%%

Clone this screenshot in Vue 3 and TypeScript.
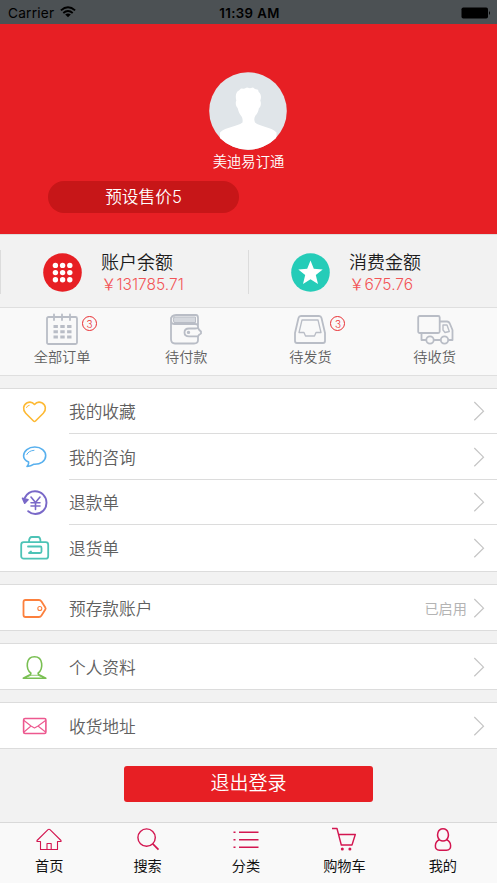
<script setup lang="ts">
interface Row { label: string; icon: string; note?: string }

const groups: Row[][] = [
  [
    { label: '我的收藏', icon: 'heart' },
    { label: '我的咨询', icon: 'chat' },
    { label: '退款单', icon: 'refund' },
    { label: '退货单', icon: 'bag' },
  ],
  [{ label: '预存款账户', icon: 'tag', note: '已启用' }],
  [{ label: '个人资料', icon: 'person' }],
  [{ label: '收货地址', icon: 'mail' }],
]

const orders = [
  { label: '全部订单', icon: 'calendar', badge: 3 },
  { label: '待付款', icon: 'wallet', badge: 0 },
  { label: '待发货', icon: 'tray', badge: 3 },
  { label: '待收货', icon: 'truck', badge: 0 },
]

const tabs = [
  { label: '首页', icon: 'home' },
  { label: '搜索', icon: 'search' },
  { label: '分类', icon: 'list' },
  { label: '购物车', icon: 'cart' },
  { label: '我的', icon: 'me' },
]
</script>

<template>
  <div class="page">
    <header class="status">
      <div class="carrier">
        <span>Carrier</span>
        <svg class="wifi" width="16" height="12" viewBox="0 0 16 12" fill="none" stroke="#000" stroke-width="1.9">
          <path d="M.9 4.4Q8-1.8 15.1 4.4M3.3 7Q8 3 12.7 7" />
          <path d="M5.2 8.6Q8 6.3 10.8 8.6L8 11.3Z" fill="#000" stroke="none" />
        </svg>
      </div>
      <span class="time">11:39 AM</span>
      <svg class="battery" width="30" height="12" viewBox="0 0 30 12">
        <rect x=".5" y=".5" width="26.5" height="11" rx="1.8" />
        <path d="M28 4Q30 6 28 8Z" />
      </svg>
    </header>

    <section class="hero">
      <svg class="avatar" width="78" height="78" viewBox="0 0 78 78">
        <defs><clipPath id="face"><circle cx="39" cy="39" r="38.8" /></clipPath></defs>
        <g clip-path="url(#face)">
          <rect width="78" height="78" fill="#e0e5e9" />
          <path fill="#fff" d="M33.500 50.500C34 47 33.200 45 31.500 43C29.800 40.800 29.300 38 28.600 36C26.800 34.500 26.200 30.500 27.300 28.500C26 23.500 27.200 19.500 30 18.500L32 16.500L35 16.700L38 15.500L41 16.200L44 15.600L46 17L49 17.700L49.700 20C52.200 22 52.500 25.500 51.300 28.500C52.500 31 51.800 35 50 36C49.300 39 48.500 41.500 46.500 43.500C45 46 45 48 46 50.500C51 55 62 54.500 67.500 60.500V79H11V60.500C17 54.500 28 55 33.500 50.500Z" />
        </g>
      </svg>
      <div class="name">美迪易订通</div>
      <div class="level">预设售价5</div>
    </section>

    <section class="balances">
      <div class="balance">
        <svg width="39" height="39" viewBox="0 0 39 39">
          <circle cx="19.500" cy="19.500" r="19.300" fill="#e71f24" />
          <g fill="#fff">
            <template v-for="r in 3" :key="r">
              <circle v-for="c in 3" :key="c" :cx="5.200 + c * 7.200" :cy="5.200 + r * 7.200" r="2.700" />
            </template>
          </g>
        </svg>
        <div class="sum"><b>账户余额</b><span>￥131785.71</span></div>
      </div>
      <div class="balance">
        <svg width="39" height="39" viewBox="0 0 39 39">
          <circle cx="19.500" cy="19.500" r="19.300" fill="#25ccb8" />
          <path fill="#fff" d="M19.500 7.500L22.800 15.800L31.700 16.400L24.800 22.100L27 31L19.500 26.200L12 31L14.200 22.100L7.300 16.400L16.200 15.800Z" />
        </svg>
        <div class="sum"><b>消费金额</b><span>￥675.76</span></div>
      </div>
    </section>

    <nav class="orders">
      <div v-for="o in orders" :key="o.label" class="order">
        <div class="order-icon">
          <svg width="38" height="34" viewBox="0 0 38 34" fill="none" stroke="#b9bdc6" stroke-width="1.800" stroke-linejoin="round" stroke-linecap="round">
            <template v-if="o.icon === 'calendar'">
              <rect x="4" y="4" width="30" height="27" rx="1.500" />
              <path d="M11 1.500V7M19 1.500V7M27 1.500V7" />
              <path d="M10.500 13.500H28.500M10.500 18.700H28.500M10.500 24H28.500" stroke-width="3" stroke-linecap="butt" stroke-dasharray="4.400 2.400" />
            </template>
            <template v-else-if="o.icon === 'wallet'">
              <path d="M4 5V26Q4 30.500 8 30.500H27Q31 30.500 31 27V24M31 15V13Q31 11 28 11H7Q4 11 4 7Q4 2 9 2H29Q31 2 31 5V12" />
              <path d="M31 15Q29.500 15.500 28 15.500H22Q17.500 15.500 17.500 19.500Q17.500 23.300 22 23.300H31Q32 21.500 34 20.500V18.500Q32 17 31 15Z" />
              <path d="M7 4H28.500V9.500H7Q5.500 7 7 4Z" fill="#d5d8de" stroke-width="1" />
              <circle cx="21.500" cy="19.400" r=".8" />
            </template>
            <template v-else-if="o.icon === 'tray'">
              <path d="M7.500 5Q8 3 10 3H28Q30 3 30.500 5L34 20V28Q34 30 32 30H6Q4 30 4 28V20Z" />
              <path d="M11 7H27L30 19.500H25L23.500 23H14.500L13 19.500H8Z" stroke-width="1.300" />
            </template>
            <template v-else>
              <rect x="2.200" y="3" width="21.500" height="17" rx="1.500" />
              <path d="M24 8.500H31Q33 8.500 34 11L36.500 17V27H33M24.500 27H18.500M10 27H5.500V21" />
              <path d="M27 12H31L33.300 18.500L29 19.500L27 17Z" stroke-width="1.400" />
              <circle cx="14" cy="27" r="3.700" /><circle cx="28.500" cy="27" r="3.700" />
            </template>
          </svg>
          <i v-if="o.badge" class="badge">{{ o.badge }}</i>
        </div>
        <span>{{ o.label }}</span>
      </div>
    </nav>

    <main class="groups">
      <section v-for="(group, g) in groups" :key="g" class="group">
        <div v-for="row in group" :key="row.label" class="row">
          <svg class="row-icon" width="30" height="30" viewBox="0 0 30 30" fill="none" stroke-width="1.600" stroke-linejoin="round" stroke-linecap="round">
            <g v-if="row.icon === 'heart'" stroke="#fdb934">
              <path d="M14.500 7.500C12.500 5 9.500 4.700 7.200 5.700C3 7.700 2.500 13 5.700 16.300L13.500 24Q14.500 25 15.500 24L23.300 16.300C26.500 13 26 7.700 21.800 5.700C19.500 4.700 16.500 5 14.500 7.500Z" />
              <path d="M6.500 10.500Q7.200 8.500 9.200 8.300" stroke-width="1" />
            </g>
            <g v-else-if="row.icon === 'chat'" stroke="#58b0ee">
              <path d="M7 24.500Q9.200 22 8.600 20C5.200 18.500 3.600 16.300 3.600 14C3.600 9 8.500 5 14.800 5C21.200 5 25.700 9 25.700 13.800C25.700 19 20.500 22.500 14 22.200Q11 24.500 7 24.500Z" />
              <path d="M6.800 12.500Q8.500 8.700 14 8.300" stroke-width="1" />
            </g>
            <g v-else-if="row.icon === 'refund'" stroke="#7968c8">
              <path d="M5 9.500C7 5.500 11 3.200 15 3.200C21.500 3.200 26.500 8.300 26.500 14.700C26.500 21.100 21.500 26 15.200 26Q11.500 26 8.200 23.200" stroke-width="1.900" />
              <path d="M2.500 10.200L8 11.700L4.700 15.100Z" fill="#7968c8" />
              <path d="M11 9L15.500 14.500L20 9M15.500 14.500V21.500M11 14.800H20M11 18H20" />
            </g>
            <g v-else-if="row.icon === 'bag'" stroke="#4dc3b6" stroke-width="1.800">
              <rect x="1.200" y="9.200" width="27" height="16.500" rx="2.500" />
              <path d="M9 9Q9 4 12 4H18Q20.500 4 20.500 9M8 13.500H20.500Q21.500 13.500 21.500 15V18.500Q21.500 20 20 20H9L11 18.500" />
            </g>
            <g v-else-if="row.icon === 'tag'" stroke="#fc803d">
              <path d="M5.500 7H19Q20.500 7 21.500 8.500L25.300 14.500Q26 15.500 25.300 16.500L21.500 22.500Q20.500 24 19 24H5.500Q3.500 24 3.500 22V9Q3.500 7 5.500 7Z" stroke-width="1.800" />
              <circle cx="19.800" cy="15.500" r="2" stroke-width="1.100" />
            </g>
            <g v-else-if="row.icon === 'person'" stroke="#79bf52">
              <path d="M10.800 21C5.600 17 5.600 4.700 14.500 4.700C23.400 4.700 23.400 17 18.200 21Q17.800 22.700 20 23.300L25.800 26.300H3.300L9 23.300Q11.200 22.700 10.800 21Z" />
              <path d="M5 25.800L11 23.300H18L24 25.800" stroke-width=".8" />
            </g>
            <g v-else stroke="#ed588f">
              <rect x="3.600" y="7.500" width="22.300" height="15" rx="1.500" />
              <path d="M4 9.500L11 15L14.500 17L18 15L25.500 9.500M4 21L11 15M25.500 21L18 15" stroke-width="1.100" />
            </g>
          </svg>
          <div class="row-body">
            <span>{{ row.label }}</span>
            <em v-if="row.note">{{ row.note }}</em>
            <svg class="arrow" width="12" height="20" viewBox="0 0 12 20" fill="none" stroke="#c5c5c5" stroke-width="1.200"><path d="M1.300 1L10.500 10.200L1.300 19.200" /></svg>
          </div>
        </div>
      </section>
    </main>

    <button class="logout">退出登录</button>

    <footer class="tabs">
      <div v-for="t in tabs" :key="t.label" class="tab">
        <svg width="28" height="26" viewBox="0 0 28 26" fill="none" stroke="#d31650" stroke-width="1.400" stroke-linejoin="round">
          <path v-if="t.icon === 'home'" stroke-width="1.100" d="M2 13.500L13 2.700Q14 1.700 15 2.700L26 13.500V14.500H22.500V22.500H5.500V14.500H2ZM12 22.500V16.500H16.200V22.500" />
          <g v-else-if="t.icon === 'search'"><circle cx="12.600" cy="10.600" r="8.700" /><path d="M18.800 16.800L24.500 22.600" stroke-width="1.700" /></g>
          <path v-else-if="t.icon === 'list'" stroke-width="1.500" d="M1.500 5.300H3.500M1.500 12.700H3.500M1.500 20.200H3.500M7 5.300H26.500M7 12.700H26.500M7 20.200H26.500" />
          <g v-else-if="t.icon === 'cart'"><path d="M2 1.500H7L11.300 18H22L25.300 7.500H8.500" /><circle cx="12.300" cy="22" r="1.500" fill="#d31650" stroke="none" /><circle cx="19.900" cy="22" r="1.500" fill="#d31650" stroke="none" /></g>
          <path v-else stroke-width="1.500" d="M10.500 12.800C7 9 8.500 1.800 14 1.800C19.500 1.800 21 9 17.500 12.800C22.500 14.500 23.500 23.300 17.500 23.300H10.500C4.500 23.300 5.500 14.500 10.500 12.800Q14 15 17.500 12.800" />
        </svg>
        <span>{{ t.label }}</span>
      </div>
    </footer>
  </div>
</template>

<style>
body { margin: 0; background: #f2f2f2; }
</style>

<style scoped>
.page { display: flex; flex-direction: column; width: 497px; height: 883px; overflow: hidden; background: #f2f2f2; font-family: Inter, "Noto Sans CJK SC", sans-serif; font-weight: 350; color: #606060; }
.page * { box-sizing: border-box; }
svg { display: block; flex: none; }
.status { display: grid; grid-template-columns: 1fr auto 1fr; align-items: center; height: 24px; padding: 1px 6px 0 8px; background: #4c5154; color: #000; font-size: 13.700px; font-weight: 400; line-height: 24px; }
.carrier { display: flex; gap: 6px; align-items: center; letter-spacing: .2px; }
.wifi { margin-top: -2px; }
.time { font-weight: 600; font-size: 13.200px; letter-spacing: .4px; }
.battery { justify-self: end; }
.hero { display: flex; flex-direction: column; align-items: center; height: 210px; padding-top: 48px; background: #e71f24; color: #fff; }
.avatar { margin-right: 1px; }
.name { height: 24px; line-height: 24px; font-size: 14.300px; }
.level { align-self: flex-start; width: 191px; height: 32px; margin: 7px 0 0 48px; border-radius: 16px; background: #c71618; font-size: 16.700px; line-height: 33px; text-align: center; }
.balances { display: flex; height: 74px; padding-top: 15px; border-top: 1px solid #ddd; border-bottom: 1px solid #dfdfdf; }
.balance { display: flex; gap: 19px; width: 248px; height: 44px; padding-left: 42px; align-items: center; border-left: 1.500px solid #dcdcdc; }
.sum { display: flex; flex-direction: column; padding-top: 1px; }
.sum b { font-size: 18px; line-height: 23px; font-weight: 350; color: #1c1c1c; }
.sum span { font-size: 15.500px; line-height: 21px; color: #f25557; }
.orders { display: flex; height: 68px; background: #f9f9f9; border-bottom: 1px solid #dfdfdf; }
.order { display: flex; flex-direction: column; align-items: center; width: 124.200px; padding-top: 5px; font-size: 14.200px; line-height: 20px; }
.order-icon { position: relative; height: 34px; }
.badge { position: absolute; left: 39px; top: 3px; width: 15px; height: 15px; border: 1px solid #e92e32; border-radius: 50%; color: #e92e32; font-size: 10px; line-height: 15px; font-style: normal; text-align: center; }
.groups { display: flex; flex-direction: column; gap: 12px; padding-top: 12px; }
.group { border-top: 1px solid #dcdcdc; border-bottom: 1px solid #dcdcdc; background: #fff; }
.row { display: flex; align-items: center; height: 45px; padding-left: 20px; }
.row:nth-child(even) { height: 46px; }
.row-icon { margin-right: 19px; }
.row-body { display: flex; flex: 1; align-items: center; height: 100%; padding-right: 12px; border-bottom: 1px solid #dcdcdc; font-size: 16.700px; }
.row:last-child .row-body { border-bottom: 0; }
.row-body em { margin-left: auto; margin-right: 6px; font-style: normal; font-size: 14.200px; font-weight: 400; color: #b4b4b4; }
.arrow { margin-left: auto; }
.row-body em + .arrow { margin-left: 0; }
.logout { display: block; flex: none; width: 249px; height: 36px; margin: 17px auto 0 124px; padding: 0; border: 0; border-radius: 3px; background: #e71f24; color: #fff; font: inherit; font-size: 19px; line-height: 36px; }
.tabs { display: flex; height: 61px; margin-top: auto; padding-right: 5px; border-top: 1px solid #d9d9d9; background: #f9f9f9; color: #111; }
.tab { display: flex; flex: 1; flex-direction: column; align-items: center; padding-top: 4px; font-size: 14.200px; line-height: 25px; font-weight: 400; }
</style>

%%

--- The problem ---
Your task is to restate word for word the lines from the top of the data to the line containing "string; icon: string;", both ends included, with every picture left out.

--- Complete answer ---
Clone this screenshot in Vue 3 and TypeScript.
<script setup lang="ts">
interface Row { label: string; icon: string; note?: string }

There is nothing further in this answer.